*What is asked*: Can you transcribe the data exactly? Leave the pictures out.

*Source data*:
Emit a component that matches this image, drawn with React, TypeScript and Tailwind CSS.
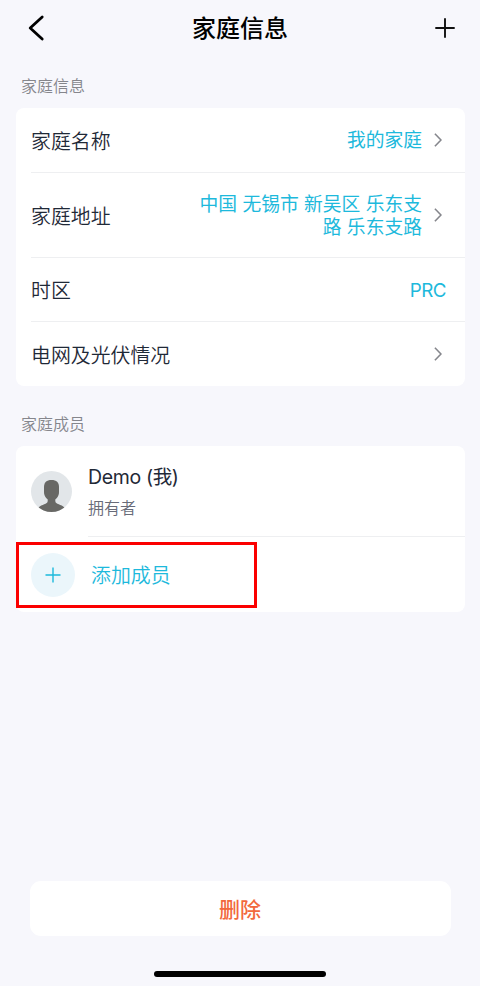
import React from 'react';

interface InfoRowProps {
  label: string;
  value?: string;
  arrow?: boolean;
  heightClass: string;
  last?: boolean;
}

const ChevronIcon = () => (
  <svg className="ml-3 shrink-0" width="8" height="14" viewBox="0 0 8 14" fill="none">
    <path d="M0.9 0.8L7 7L0.9 13.2" stroke="#85868c" strokeWidth="1.6" />
  </svg>
);

const AvatarIcon = () => (
  <svg className="shrink-0" width="41" height="41" viewBox="0 0 41 41">
    <defs>
      <clipPath id="avatar">
        <circle cx="20.5" cy="20.5" r="20.5" />
      </clipPath>
    </defs>
    <circle cx="20.5" cy="20.5" r="20.5" fill="#e2e6e9" />
    <g clipPath="url(#avatar)" fill="#686865">
      <path d="M20.5 9C25.5 9 28 11.5 28 16V21C28 25.500 24.800 29.500 20.500 29.500C16.200 29.500 13 25.500 13 21V16C13 11.500 15.500 9 20.500 9Z" />
      <path d="M16.700 25H24.300V30C24.300 33.500 30.500 33.200 33.500 36.500V41H7.500V36.500C10.500 33.200 16.700 33.500 16.700 30Z" />
    </g>
  </svg>
);

const SectionTitle = ({ children }: { children: React.ReactNode }) => (
  <h2 className="ml-[21px] text-base leading-6 font-[350] text-[#85868c]">{children}</h2>
);

const InfoRow = ({ label, value, arrow, heightClass, last }: InfoRowProps) => (
  <div
    className={`ml-[15px] flex items-center justify-between ${heightClass} ${last ? '' : 'border-b border-[#eeeff1]'}`}
  >
    <span className="pt-[5px] text-[19.9px] font-[350] text-[#1f2937]">{label}</span>
    <div className={`flex items-center ${arrow ? 'pr-[23px]' : 'pr-[19px] tracking-[-0.5px]'}`}>
      {value && (
        <span className="max-w-[232px] pt-[3px] text-right text-[18.8px] leading-[22.5px] text-[#1db9dc]">
          {value}
        </span>
      )}
      {arrow && <ChevronIcon />}
    </div>
  </div>
);

export default function App() {
  return (
    <div className="flex h-[986px] w-[480px] flex-col bg-[#f7f7fc] font-['Inter','Noto_Sans_CJK_SC',sans-serif]">
      <header className="flex h-14 shrink-0 items-center justify-between pr-[25px] pl-7">
        <button className="w-[17px]">
          <svg width="17" height="26" viewBox="0 0 17 26" fill="none">
            <path
              d="M14.2 2L2.2 13L14.2 24"
              stroke="#000"
              strokeWidth="2.8"
              strokeLinecap="round"
              strokeLinejoin="round"
            />
          </svg>
        </button>
        <h1 className="pt-0.5 text-2xl font-medium text-black">家庭信息</h1>
        <button>
          <svg width="20" height="20" viewBox="0 0 20 20" fill="none">
            <path d="M10 0.3V19.7M0.3 10H19.7" stroke="#111" strokeWidth="1.9" />
          </svg>
        </button>
      </header>

      <section className="mt-[18px]">
        <SectionTitle>家庭信息</SectionTitle>
        <div className="mt-2.5 mr-[15px] ml-4 rounded-lg bg-white">
          <InfoRow label="家庭名称" value="我的家庭" arrow heightClass="h-[65px]" />
          <InfoRow label="家庭地址" value="中国 无锡市 新吴区 乐东支路 乐东支路" arrow heightClass="h-[85px]" />
          <InfoRow label="时区" value="PRC" heightClass="h-16" />
          <InfoRow label="电网及光伏情况" arrow heightClass="h-16" last />
        </div>
      </section>

      <section className="mt-[26px]">
        <SectionTitle>家庭成员</SectionTitle>
        <div className="relative mt-2.5 mr-[15px] ml-4 rounded-lg bg-white">
          <div className="flex h-[91px] items-center pl-[15px]">
            <AvatarIcon />
            <div className="ml-4 flex h-full flex-1 flex-col border-b border-[#eeeff1] pt-4">
              <span className="text-[19.5px] leading-[30px] tracking-[-0.35px] text-[#1f2937]">Demo (我)</span>
              <span className="mt-1 text-base leading-6 font-[350] text-[#686b78]">拥有者</span>
            </div>
          </div>
          <button className="flex h-[75px] w-full items-center pl-[15px]">
            <span className="flex size-11 items-center justify-center rounded-full bg-[#ebf6fb]">
              <svg width="16" height="16" viewBox="0 0 16 16" fill="none">
                <path d="M8 0.5V15.5M0.5 8H15.5" stroke="#1db9dc" strokeWidth="1.4" />
              </svg>
            </span>
            <span className="ml-4 pt-[5px] text-[19.9px] font-[350] text-[#1db9dc]">添加成员</span>
          </button>
          {/* highlight around the add member action */}
          <div className="absolute top-24 left-0 h-[66px] w-[241px] border-3 border-[#fb0000]" />
        </div>
      </section>

      <footer className="mt-auto flex flex-col items-center pb-[9px]">
        <button className="h-[55px] w-[421px] rounded-[11px] bg-white pt-0.5 text-[21px] font-medium text-[#f2683d]">
          删除
        </button>
        <div className="mt-[35px] h-1.5 w-[172px] rounded-full bg-black" />
      </footer>
    </div>
  );
}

*Exercise response*:
Emit a component that matches this image, drawn with React, TypeScript and Tailwind CSS.
import React from 'react';

interface InfoRowProps {
  label: string;
  value?: string;
  arrow?: boolean;
  heightClass: string;
  last?: boolean;
}

const ChevronIcon = () => (
  <svg className="ml-3 shrink-0" width="8" height="14" viewBox="0 0 8 14" fill="none">
    <path d="M0.9 0.8L7 7L0.9 13.2" stroke="#85868c" strokeWidth="1.6" />
  </svg>
);

const AvatarIcon = () => (
  <svg className="shrink-0" width="41" height="41" viewBox="0 0 41 41">
    <defs>
      <clipPath id="avatar">
        <circle cx="20.5" cy="20.5" r="20.5" />
      </clipPath>
    </defs>
    <circle cx="20.5" cy="20.5" r="20.5" fill="#e2e6e9" />
    <g clipPath="url(#avatar)" fill="#686865">
      <path d="M20.5 9C25.5 9 28 11.5 28 16V21C28 25.500 24.800 29.500 20.500 29.500C16.200 29.500 13 25.500 13 21V16C13 11.500 15.500 9 20.500 9Z" />
      <path d="M16.700 25H24.300V30C24.300 33.500 30.500 33.200 33.500 36.500V41H7.500V36.500C10.500 33.200 16.700 33.500 16.700 30Z" />
    </g>
  </svg>
);

const SectionTitle = ({ children }: { children: React.ReactNode }) => (
  <h2 className="ml-[21px] text-base leading-6 font-[350] text-[#85868c]">{children}</h2>
);

const InfoRow = ({ label, value, arrow, heightClass, last }: InfoRowProps) => (
  <div
    className={`ml-[15px] flex items-center justify-between ${heightClass} ${last ? '' : 'border-b border-[#eeeff1]'}`}
  >
    <span className="pt-[5px] text-[19.9px] font-[350] text-[#1f2937]">{label}</span>
    <div className={`flex items-center ${arrow ? 'pr-[23px]' : 'pr-[19px] tracking-[-0.5px]'}`}>
      {value && (
        <span className="max-w-[232px] pt-[3px] text-right text-[18.8px] leading-[22.5px] text-[#1db9dc]">
          {value}
        </span>
      )}
      {arrow && <ChevronIcon />}
    </div>
  </div>
);

export default function App() {
  return (
    <div className="flex h-[986px] w-[480px] flex-col bg-[#f7f7fc] font-['Inter','Noto_Sans_CJK_SC',sans-serif]">
      <header className="flex h-14 shrink-0 items-center justify-between pr-[25px] pl-7">
        <button className="w-[17px]">
          <svg width="17" height="26" viewBox="0 0 17 26" fill="none">
            <path
              d="M14.2 2L2.2 13L14.2 24"
              stroke="#000"
              strokeWidth="2.8"
              strokeLinecap="round"
              strokeLinejoin="round"
            />
          </svg>
        </button>
        <h1 className="pt-0.5 text-2xl font-medium text-black">家庭信息</h1>
        <button>
          <svg width="20" height="20" viewBox="0 0 20 20" fill="none">
            <path d="M10 0.3V19.7M0.3 10H19.7" stroke="#111" strokeWidth="1.9" />
          </svg>
        </button>
      </header>

      <section className="mt-[18px]">
        <SectionTitle>家庭信息</SectionTitle>
        <div className="mt-2.5 mr-[15px] ml-4 rounded-lg bg-white">
          <InfoRow label="家庭名称" value="我的家庭" arrow heightClass="h-[65px]" />
          <InfoRow label="家庭地址" value="中国 无锡市 新吴区 乐东支路 乐东支路" arrow heightClass="h-[85px]" />
          <InfoRow label="时区" value="PRC" heightClass="h-16" />
          <InfoRow label="电网及光伏情况" arrow heightClass="h-16" last />
        </div>
      </section>

      <section className="mt-[26px]">
        <SectionTitle>家庭成员</SectionTitle>
        <div className="relative mt-2.5 mr-[15px] ml-4 rounded-lg bg-white">
          <div className="flex h-[91px] items-center pl-[15px]">
            <AvatarIcon />
            <div className="ml-4 flex h-full flex-1 flex-col border-b border-[#eeeff1] pt-4">
              <span className="text-[19.5px] leading-[30px] tracking-[-0.35px] text-[#1f2937]">Demo (我)</span>
              <span className="mt-1 text-base leading-6 font-[350] text-[#686b78]">拥有者</span>
            </div>
          </div>
          <button className="flex h-[75px] w-full items-center pl-[15px]">
            <span className="flex size-11 items-center justify-center rounded-full bg-[#ebf6fb]">
              <svg width="16" height="16" viewBox="0 0 16 16" fill="none">
                <path d="M8 0.5V15.5M0.5 8H15.5" stroke="#1db9dc" strokeWidth="1.4" />
              </svg>
            </span>
            <span className="ml-4 pt-[5px] text-[19.9px] font-[350] text-[#1db9dc]">添加成员</span>
          </button>
          {/* highlight around the add member action */}
          <div className="absolute top-24 left-0 h-[66px] w-[241px] border-3 border-[#fb0000]" />
        </div>
      </section>

      <footer className="mt-auto flex flex-col items-center pb-[9px]">
        <button className="h-[55px] w-[421px] rounded-[11px] bg-white pt-0.5 text-[21px] font-medium text-[#f2683d]">
          删除
        </button>
        <div className="mt-[35px] h-1.5 w-[172px] rounded-full bg-black" />
      </footer>
    </div>
  );
}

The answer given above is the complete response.